Properties of cementitious systems containing silica fume or nonreactive microfillers

Abstract

The object of this work was to explore the effects of silica fume on the microstructure of hardened paste and of the transition zone between paste and aggregates in concrete. The significance of aggregates as reinforcing fillers and their impact on some properties of the transition zone and bulk paste were resolved. The experimental procedure was based on simultaneous studies of model concretes and paste matrices extracted from fresh model concrete mixes. In addition, continuously graded aggregate concretes were prepared. Three sizes of a nonreactive microfiller (carbon black) and one reactive microfiller (silica fume) were applied.
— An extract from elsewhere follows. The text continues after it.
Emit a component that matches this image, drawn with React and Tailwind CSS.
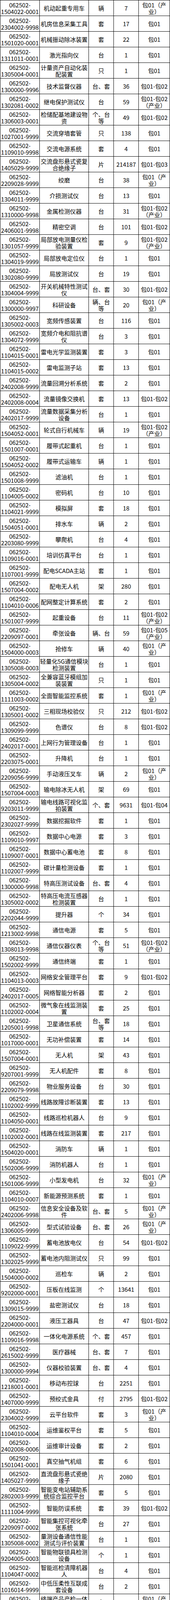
const rows = [
  ["1504022-0001", "机动起重专用车", "辆", "7", "包01（产|业）"],
  ["2304002-9998", "机房信息采集工具", "套", "17", "包01"],
  ["1501020-0001", "机械振动除冰装置", "套", "22", "包01"],
  ["1311011-0001", "激光指向仪", "台", "1", "包01"],
  ["1305004-0001", "计量资产自动化装|配装置", "只", "1", "包01"],
  ["1300000-9996", "技术监督仪器", "台、套", "36", "包01-包02"],
  ["1302081-0002", "继电保护测试仪", "台", "59", "包01-包02|（产业）"],
  ["1306003-0001", "检储配基地建设物|资", "个、台|等", "49", "包01-包02"],
  ["1027001-9999", "交流穿墙套管", "只", "138", "包01"],
  ["1109010-9998", "交流电源系统", "套", "4", "包01"],
  ["1405029-9999", "交流盘形悬式瓷复|合绝缘子", "片", "214187", "包01-包03"],
  ["2209028-9999", "绞磨", "台", "38", "包01（产|业）"],
  ["1304011-9999", "介损测试仪", "台", "13", "包01"],
  ["1310000-9998", "金属检测仪器", "台", "31", "包01-包02|（产业）"],
  ["2406001-9998", "精密空调", "台", "101", "包01-包02"],
  ["1301057-9999", "局部放电测量仪检|验装置", "套", "9", "包01-包02|（产业）"],
  ["1304019-9999", "局部放电定位仪", "台", "1", "包01"],
  ["1302080-9999", "局放测试仪", "台", "19", "包01"],
  ["1304004-9999", "开关机械特性测试|仪", "台、套", "30", "包01-包02"],
  ["1300000-9997", "科研设备", "辆、台|等", "20", "包01（产|业）"],
  ["1305002-0003", "宽频传感装置", "台", "116", "包01"],
  ["1304072-9999", "宽频介电和阻抗谱|仪", "台", "3", "包01"],
  ["1104015-0001", "雷电光学监测装置", "套", "3", "包01"],
  ["1104015-0002", "雷电监测子站", "套", "13", "包01"],
  ["2402008-9999", "流量回溯分析系统", "套", "2", "包01"],
  ["2402008-0004", "流量镜像交换机", "套", "13", "包01-包02"],
  ["2402017-9999", "流量数据采集分析|设备", "台", "1", "包01"],
  ["1504052-0001", "轮式自行机械车", "辆", "19", "包01-包02|（产业）"],
  ["1501007-0001", "履带式起重机", "台", "1", "包01"],
  ["1504052-0002", "履带式运输车", "辆", "1", "包01"],
  ["1501008-9999", "滤油机", "台", "1", "包01"],
  ["1104005-0002", "密码机", "台", "10", "包01"],
  ["1104021-9999", "模拟屏", "套", "18", "包01"],
  ["1504051-0001", "排水车", "辆", "2", "包01"],
  ["2203080-9999", "攀爬机", "台", "4", "包01"],
  ["1109016-0001", "培训仿真平台", "台", "1", "包01"],
  ["1107001-9999", "配电SCADA主站", "套", "1", "包01"],
  ["1507004-0002", "配电无人机", "架", "280", "包01"],
  ["1104010-0006", "配网整定计算系统", "套", "2", "包01"],
  ["1501007-9999", "起重设备", "台", "11", "包01-包02|（产业）"],
  ["2209097-0001", "牵张设备", "辆、台", "59", "包01-包05|（产业）"],
  ["1504000-0003", "抢修车", "辆", "40", "包01（产|业）"],
  ["1305008-0003", "轻量化5G通信模块|检测装置", "台", "1", "包01"],
  ["1305004-0002", "全兼容蓝牙模组加|装装置", "只", "1", "包01"],
  ["1111003-0002", "全面智能监控系统", "套", "1", "包01（产|业）"],
  ["1305001-0002", "三相现场校验仪", "只", "212", "包01-包02"],
  ["1309099-9999", "色谱仪", "台", "8", "包01-包02"],
  ["2402017-0001", "上网行为管理设备", "台", "1", "包01"],
  ["2203075-0001", "升降机", "台", "1", "包01"],
  ["2209056-9999", "手动液压叉车", "辆", "2", "包01（产|业）"],
  ["1507004-0003", "输电除冰无人机", "架", "69", "包01"],
  ["9203011-9999", "输电线路可视化监|拍装置", "个、套", "9631", "包01-包04"],
  ["2302027-9999", "数据挖掘软件", "套", "1", "包01"],
  ["1109010-9997", "数据中心电源", "套", "3", "包01"],
  ["1109007-0001", "数据中心蓄电池", "套", "8", "包01"],
  ["1102007-9999", "碳计量检测设备", "套", "1", "包01"],
  ["1300000-9998", "特高压测试设备", "台、套", "4", "包01"],
  ["1305002-0002", "特高压电流互感器|检测装置", "台", "1", "包01"],
  ["2202044-9999", "提升器", "个", "34", "包01"],
  ["1213002-9998", "通信电源", "套", "5", "包01"],
  ["1308013-9998", "通信仪器仪表", "个、台|等", "51", "包01-包02|（产业）"],
  ["1502002-9999", "通信终端", "套", "1", "包01"],
  ["1104013-0003", "网络安全管理平台", "套", "9", "包01-包02"],
  ["2402017-0005", "网络智能分析器", "套", "2", "包01"],
  ["1102002-0004", "微气象在线监测装|置", "套", "25", "包01"],
  ["1205001-9998", "卫星通信系统", "台、套|等", "18", "包01"],
  ["1017000-0001", "无功补偿装置", "套", "14", "包01"],
  ["1507004-0001", "无人机", "架", "43", "包01"],
  ["9207001-9999", "无人机配件", "套", "8", "包01"],
  ["2209079-9998", "物业服务设备", "台", "30", "包01"],
  ["1102002-9999", "线路故障诊断装置", "套", "13", "包01"],
  ["1104050-0001", "线路巡检机器人", "台", "9", "包01"],
  ["1102002-0001", "线路在线监测装置", "套", "217", "包01"],
  ["1504020-0001", "消防车", "辆", "1", "包01"],
  ["1502006-9999", "消防机器人", "台", "1", "包01"],
  ["1501006-9999", "小型发电机", "台", "32", "包01（产|业）"],
  ["1104010-0007", "新能源预测系统", "套", "1", "包01"],
  ["2402006-9998", "信息安全设备及软|件", "台、套", "5", "包01（产|业）"],
  ["1306005-9999", "型式试验设备", "台、套", "26", "包01（产|业）"],
  ["1109022-9999", "蓄电池放电仪", "台", "54", "包01-包02"],
  ["1302025-9999", "蓄电池内阻测试仪", "只", "99", "包01"],
  ["1504000-0002", "巡检车", "辆", "2", "包01"],
  ["9202000-0001", "压板在线监测", "个", "13641", "包01"],
  ["1309015-9999", "盐密测试仪", "台", "18", "包01"],
  ["2204000-0001", "液压工器具", "台", "47", "包01-包02"],
  ["1109016-9998", "一体化电源系统", "个、套", "457", "包01"],
  ["2615002-9999", "医疗器械", "台、套", "7", "包01"],
  ["1300000-9994", "仪器校验装置", "台、套", "4", "包01"],
  ["1218001-0001", "移动布控球", "台", "2251", "包01"],
  ["1407000-9999", "预绞式金具", "付", "2795", "包01-包02"],
  ["2304002-9999", "云平台软件", "套", "3", "包01（产|业）"],
  ["1104010-0004", "运维鉴权平台", "套", "5", "包01"],
  ["2402008-0006", "运维审计设备", "套", "2", "包01"],
  ["1501041-0001", "真空抽气机组", "套", "6", "包01"],
  ["1405027-9999", "直流盘形悬式瓷绝|缘子", "片", "2080", "包01"],
  ["2802003-9999", "智能变电站辅助系|统综合监控平台", "套", "5", "包01"],
  ["1111004-9999", "智能防误系统", "套", "39", "包01-包02"],
  ["2209097-0002", "智能集控可视化牵|张系统", "台", "27", "包01"],
  ["1305008-0002", "量测设备通信性能|测试与评价装置", "台", "1", "包01"],
  ["9204005-0003", "智能物联锁具检测|设备", "个", "1", "包01"],
  ["1104047-0002", "智能巡检清障机器|人", "台", "4", "包01"],
  ["1016014-9999", "中低压柔性互联成|套设备", "台", "2", "包01"],
  ["1111003-0003", "终端产品产检一体|化系统", "套", "1", "包01（产|业）"],
  ["1305008-0004", "终端全功能检测装|置", "台", "1", "包01"],
  ["1408019-9998", "主变低压侧绝缘材|料", "卷、米|等", "25868", "包01-包02"],
  ["2613001-9999", "主控桌", "张", "4", "包01"],
  ["1111003-9999", "主设备全面监视系|统", "套", "1", "包01"],
  ["1104010-0005", "主网整定计算系统", "套", "6", "包01"],
  ["1104000-9998", "主站安全防护设备", "台、套", "3", "包01"],
  ["1304088-0001", "紫外线成像仪", "台", "2", "包01"],
  ["1501046-9999", "自动仓储机", "台", "1", "包01"],
  ["2615000-9998", "自动体外除颤器", "个、台", "82", "包01"],
  ["1407000-9998", "阻尼线线夹", "套、支", "5642", "包01"],
  ["9201000-0002", "组合电器内电流互|感器", "台", "6", "包01"],
  ["1402004-9999", "组合电器内电压互|感器", "台", "3", "包01"],
];

const widths = ["w-[101px]", "w-[126px]", "w-[64px]", "w-[64px]", "w-[80px]"];

// one cell: "|" marks the line break seen in the original sheet
function Cell({ text, width }) {
  return (
    <div className={`${width} shrink-0 border-r border-black flex flex-col items-center justify-center text-center whitespace-nowrap overflow-hidden`}>
      {text.split("|").map((line, i) => (
        <span key={i} className="block leading-[17px]">{line}</span>
      ))}
    </div>
  );
}

export default function App() {
  return (
    <div className="w-[436px] bg-white text-black text-[15px] leading-[17px] font-['Noto_Sans_CJK_SC',sans-serif]">
      <div className="border-l border-t border-black">
        {rows.map((r) => (
          <div key={r[0] + r[1]} className="flex h-10 border-b border-black">
            <Cell text={"062502-|" + r[0]} width={widths[0]} />
            <Cell text={r[1]} width={widths[1]} />
            <Cell text={r[2]} width={widths[2]} />
            <Cell text={r[3]} width={widths[3]} />
            <Cell text={r[4]} width={widths[4]} />
          </div>
        ))}
      </div>
    </div>
  );
}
On the basis of microstructural studies and compressive strength tests, it was concluded that the primary effect of silica fume was generated by its physical (microfiller) properties, since the strengthening provided by reactive silica fume was similar to that obtained with nonreactive carbon black of similar size and shape. This effect was more significant from the point of view of the concrete strength enhancement than the chemical (pozzolanic) activity of the silica fume. In concretes containing either silica fume or carbon black, aggregates of high quality could serve as reinforcing filler. This could take place when sufficient densification of the transition zone occurred in the presence of silica fume or carbon black. Significant refinement of pore structure was observed in both types of paste matrices (containing silica fume or carbon black). However, this led to a relatively small influence on the paste strength. Concretes containing reactive silica fume or an inert carbon black microfiller behaved as a composite material, unlike conventional concrete.